One of the highlights of my filmgoing year is the annual visit to my favourite city for the Edinburgh International Film Festival. In fact, my single favourite place to watch films is screen 1 of the Cameo Cinema. I still remember my accidental discovery of the Cameo during a visit to the Fringe Festival some years ago. Not only were you allowed to take alcoholic drinks in with you (a sign chalked up on the foyer board explained, ‘We’re civilised at the Cameo and we like to think you are too’) but the seats were like armchairs, quite the most luxurious I’d experienced in cinemas to that point, and particularly welcome after the bum-numbing church hall chairs I’d been sitting on for much of that week. (The film I watched – because I know you’re wondering – was Bertolucci’s Stealing Beauty).

I love the Cameo so much that my choice of screenings to attend is often influenced by whether or not the film is showing there. I’m certainly fond of the EIFF’s other venues too; the Cineworld is a multiplex like many others, though a perfectly acceptable one, and its large seats and generous legroom come as a relief after a few screenings in the cramped and often stuffy Filmhouse screen 1.

I do still regret the EIFF’s decoupling from the various other August festivals – I can’t imagine a better place to be than Edinburgh during August – but as they’re selling far more tickets without the distraction of all those pesky live events, there’s no chance of it moving back, and you can hardly blame them. In fact, the 2009 Festival was so successful that there were far fewer tickets available for industry liggers like me for the evening public screenings, obliging me to spend more time watching films on the little computer screens in the videotheque.

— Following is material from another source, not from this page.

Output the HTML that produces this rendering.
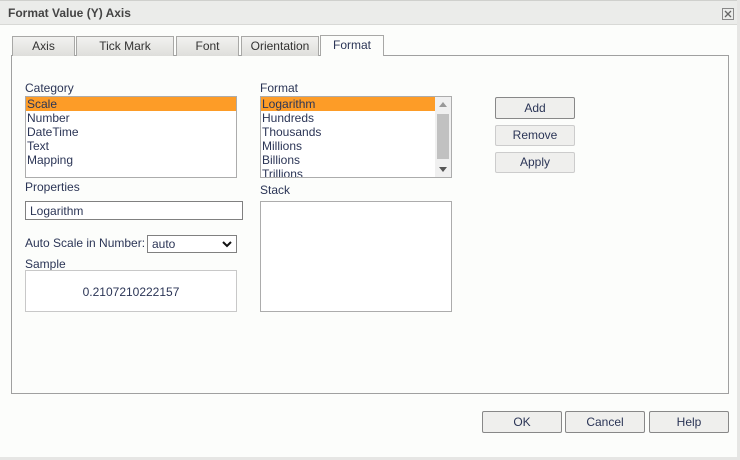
<!DOCTYPE html><html><head><style>
*{box-sizing:border-box;margin:0;padding:0}
body{width:740px;height:460px;background:#fcfdfb;font-family:"Liberation Sans",Tahoma,sans-serif;font-size:12px;color:#2b3556;position:relative;overflow:hidden}
.a{position:absolute}
.title{left:0;top:0;width:740px;height:25px;background:#ebecea;border-bottom:1px solid #d8d9d6;border-top:1px solid #cfd0cd}
.title span{position:absolute;left:8px;top:5px;font-weight:bold;color:#444;font-size:12px}
.tab{top:36px;height:20px;background:linear-gradient(#f2f2f0,#dededb);border:1px solid #a8a8a6;border-bottom:none;text-align:center;line-height:19px;color:#333}
.panel{left:11px;top:55px;width:718px;height:339px;border:1px solid #a0a0a0;background:#fcfdfb}
.box{border:1px solid #acacac;background:#fff}
.it{height:14px;line-height:14px;padding-left:1px}
.sel{background:#fd9c27}
.btn{border:1px solid #a8a8a8;border-radius:2px;background:#efefed;text-align:center;color:#2b3556}
</style></head><body>
<div class="a title"><span>Format Value (Y) Axis</span>
<svg class="a" style="left:722px;top:7px" width="12" height="12"><rect x=".5" y=".5" width="11" height="11" fill="none" stroke="#888"/><path d="M3 3L9 9M9 3L3 9" stroke="#666" stroke-width="1.3"/></svg></div>
<div class="a panel"></div>
<div class="a tab" style="left:12px;width:63px">Axis</div>
<div class="a tab" style="left:76px;width:98px">Tick Mark</div>
<div class="a tab" style="left:176px;width:63px">Font</div>
<div class="a tab" style="left:241px;width:78px">Orientation</div>
<div class="a tab" style="left:320px;top:35px;height:21px;width:64px;background:#fcfdfb;color:#2b3556">Format</div>
<div class="a" style="left:25px;top:81px">Category</div>
<div class="a box" style="left:25px;top:96px;width:212px;height:82px">
<div class="it sel">Scale</div><div class="it">Number</div><div class="it">DateTime</div><div class="it">Text</div><div class="it">Mapping</div></div>
<div class="a" style="left:260px;top:81px">Format</div>
<div class="a box" style="left:260px;top:96px;width:192px;height:82px;overflow:hidden">
<div style="width:174px"><div class="it sel">Logarithm</div><div class="it">Hundreds</div><div class="it">Thousands</div><div class="it">Millions</div><div class="it">Billions</div><div class="it">Trillions</div></div>
<div class="a" style="left:174px;top:0;width:17px;height:80px;background:#f0f0f0"><div class="a" style="left:2px;top:17px;width:12px;height:45px;background:#c1c1c1"></div>
<svg class="a" style="left:4px;top:5px" width="8" height="5"><path d="M0 5L4 0L8 5Z" fill="#999"/></svg>
<svg class="a" style="left:4px;top:70px" width="8" height="5"><path d="M0 0L4 5L8 0Z" fill="#555"/></svg></div></div>
<div class="a btn" style="left:495px;top:97px;width:80px;height:22px;line-height:20px;border-color:#888">Add</div>
<div class="a btn" style="left:495px;top:125px;width:80px;height:21px;line-height:19px;border-color:#ccc">Remove</div>
<div class="a btn" style="left:495px;top:152px;width:80px;height:21px;line-height:19px;border-color:#ccc">Apply</div>
<div class="a" style="left:25px;top:180px">Properties</div>
<div class="a box" style="left:25px;top:201px;width:218px;height:19px;border-color:#808080;padding:2px 4px">Logarithm</div>
<div class="a" style="left:25px;top:236px">Auto Scale in Number:</div>
<div class="a box" style="left:147px;top:235px;width:90px;height:18px;border-color:#808080;padding:1px 4px">auto
<svg class="a" style="left:74px;top:5px" width="10" height="7"><path d="M1 1L5 5L9 1" fill="none" stroke="#111" stroke-width="2"/></svg></div>
<div class="a" style="left:25px;top:257px">Sample</div>
<div class="a box" style="left:25px;top:270px;width:212px;height:42px;text-align:center;line-height:42px;border-color:#c8c8c8">0.2107210222157</div>
<div class="a" style="left:260px;top:183px">Stack</div>
<div class="a box" style="left:260px;top:201px;width:192px;height:111px"></div>
<div class="a btn" style="left:482px;top:411px;width:80px;height:22px;line-height:20px;border-color:#888">OK</div>
<div class="a btn" style="left:565px;top:411px;width:80px;height:22px;line-height:20px;border-color:#888">Cancel</div>
<div class="a btn" style="left:649px;top:411px;width:80px;height:22px;line-height:20px;border-color:#888">Help</div>
<div class="a" style="left:737px;top:0;width:3px;height:460px;background:#e6e6e4"></div>
<div class="a" style="left:0;top:457px;width:740px;height:3px;background:#e6e6e4"></div>
</body></html>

For me, the best thing about Festivals is walking into a film about which you know next to nothing, but which turns out to be fantastic – something you immediately want to push to an audience, to share it with as many people as possible. Past examples off the top of my head include Incident at Loch Ness, a hilarious mix of Blair Witch and Spinal Tap starring Werner Herzog as himself that sadly never had a UK release, and last year’s The First Day of the Rest of Your Life. I know very little about most of the films at this year’s Festival (with the obvious exception of Toy Story 3 – pretty sure I’ve heard something about that one) but they are showing a couple of things I’ve seen and liked.

One is The Runaways, the story of the 70s US teen girl band I’d previously never heard of (though their line-up did include Joan Jett – her I did know of, though I’d always assumed she only ever recorded one song). It features good work from Kristen Stewart and Dakota Fanning as Jett and singer Cherie Currie, and captures the heady atmosphere of being young, famous and off your head very well (or so I suppose, having little experience of any of those things).

The other is The Secret in their Eyes, the Argentinian film that won the Best Foreign Language Film Oscar. That’s one category the Academy can be guaranteed to get wrong, pretty much every year. In a year that included Michael Haneke’s The White Ribbon, they gave the award to a potboiler thriller. I’ve absolutely nothing against the film – it’s a perfectly competent, entertaining watch that deserves an audience – but it’s no work of art. It should appeal to the many who enjoyed the film adaptation of The Girl with the Dragon Tattoo, although as the source novel is unknown over here and the film is being released by the not-exactly-flush-with-cash Metrodome, it will only do a fraction of the business.

To an extent, I’ll try not to find out too much detail about the programme, but scrolling through the website, there are things I’m already keen to see. Obviously this includes the gala opening, Sylvain Chomet’s The Illusionist, which the Belleville Rendezvous creator set in Edinburgh after falling in love with the city during a previous festival. Then there’s the Dutch horror Two Eyes Staring, Brit thriller Cherry Tree Lane, plus the retrospective strand on forgotten British film: a chance to see some vintage films I’d never even heard of, let alone had the chance to watch.

I’ll be there for the first six days of the Festival. That’s time to see 30 films, easy. Plenty to discover. I can’t wait.